* Task goal
Leave out any pictures and transcribe all other data below exactly.

___ Data shown ___

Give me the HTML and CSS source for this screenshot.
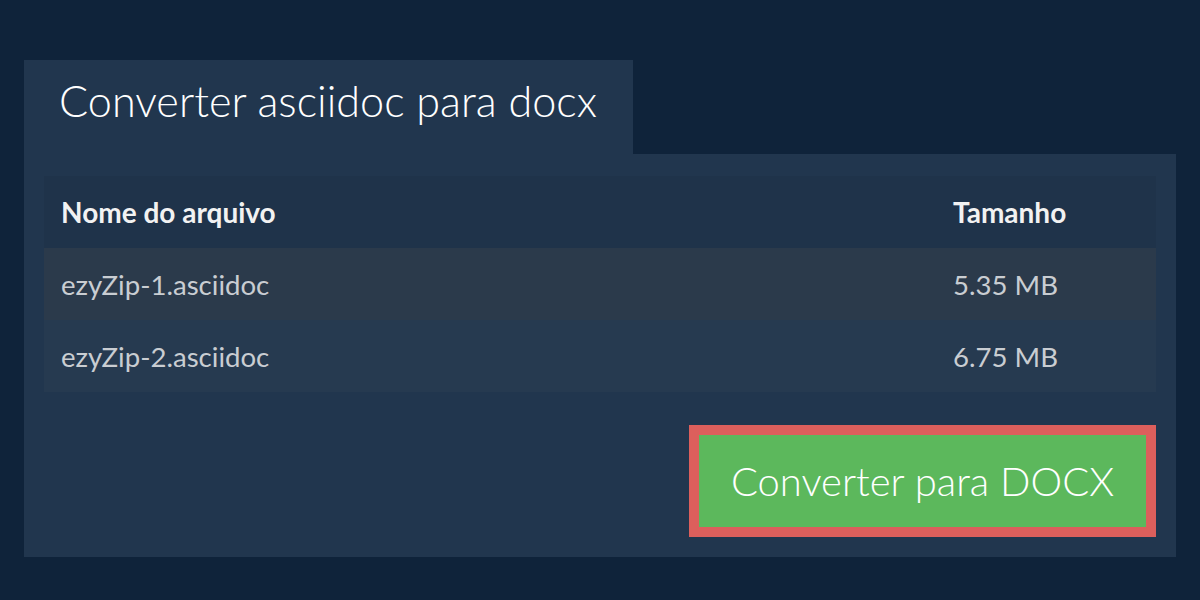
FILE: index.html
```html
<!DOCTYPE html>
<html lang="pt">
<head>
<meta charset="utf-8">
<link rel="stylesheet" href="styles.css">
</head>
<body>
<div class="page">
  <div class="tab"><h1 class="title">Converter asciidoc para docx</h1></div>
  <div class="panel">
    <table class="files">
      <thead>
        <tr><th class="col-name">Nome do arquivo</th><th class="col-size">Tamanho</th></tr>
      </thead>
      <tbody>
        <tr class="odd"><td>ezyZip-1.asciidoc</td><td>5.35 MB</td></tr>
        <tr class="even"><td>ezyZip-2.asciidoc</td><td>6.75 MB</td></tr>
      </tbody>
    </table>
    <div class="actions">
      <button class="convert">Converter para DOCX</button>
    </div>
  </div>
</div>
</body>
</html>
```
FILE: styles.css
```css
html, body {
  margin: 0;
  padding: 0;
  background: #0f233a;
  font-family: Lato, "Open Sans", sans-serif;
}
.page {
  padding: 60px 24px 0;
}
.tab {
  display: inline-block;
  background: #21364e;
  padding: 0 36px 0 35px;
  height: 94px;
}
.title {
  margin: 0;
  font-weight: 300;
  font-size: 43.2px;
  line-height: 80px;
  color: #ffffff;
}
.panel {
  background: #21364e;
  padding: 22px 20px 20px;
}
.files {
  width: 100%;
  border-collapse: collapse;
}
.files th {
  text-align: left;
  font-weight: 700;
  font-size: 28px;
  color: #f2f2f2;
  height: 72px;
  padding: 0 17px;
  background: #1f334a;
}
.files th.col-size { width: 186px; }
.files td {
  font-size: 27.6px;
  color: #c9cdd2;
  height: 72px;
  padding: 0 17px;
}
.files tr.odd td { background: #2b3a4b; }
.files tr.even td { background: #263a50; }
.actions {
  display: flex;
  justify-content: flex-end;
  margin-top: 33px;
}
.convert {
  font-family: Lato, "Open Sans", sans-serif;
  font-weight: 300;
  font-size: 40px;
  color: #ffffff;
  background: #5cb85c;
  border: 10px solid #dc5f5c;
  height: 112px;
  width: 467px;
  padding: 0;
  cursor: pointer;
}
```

___

* Exercise answer
Give me the HTML and CSS source for this screenshot.
FILE: index.html
```html
<!DOCTYPE html>
<html lang="pt">
<head>
<meta charset="utf-8">
<link rel="stylesheet" href="styles.css">
</head>
<body>
<div class="page">
  <div class="tab"><h1 class="title">Converter asciidoc para docx</h1></div>
  <div class="panel">
    <table class="files">
      <thead>
        <tr><th class="col-name">Nome do arquivo</th><th class="col-size">Tamanho</th></tr>
      </thead>
      <tbody>
        <tr class="odd"><td>ezyZip-1.asciidoc</td><td>5.35 MB</td></tr>
        <tr class="even"><td>ezyZip-2.asciidoc</td><td>6.75 MB</td></tr>
      </tbody>
    </table>
    <div class="actions">
      <button class="convert">Converter para DOCX</button>
    </div>
  </div>
</div>
</body>
</html>
```
FILE: styles.css
```css
html, body {
  margin: 0;
  padding: 0;
  background: #0f233a;
  font-family: Lato, "Open Sans", sans-serif;
}
.page {
  padding: 60px 24px 0;
}
.tab {
  display: inline-block;
  background: #21364e;
  padding: 0 36px 0 35px;
  height: 94px;
}
.title {
  margin: 0;
  font-weight: 300;
  font-size: 43.2px;
  line-height: 80px;
  color: #ffffff;
}
.panel {
  background: #21364e;
  padding: 22px 20px 20px;
}
.files {
  width: 100%;
  border-collapse: collapse;
}
.files th {
  text-align: left;
  font-weight: 700;
  font-size: 28px;
  color: #f2f2f2;
  height: 72px;
  padding: 0 17px;
  background: #1f334a;
}
.files th.col-size { width: 186px; }
.files td {
  font-size: 27.6px;
  color: #c9cdd2;
  height: 72px;
  padding: 0 17px;
}
.files tr.odd td { background: #2b3a4b; }
.files tr.even td { background: #263a50; }
.actions {
  display: flex;
  justify-content: flex-end;
  margin-top: 33px;
}
.convert {
  font-family: Lato, "Open Sans", sans-serif;
  font-weight: 300;
  font-size: 40px;
  color: #ffffff;
  background: #5cb85c;
  border: 10px solid #dc5f5c;
  height: 112px;
  width: 467px;
  padding: 0;
  cursor: pointer;
}
```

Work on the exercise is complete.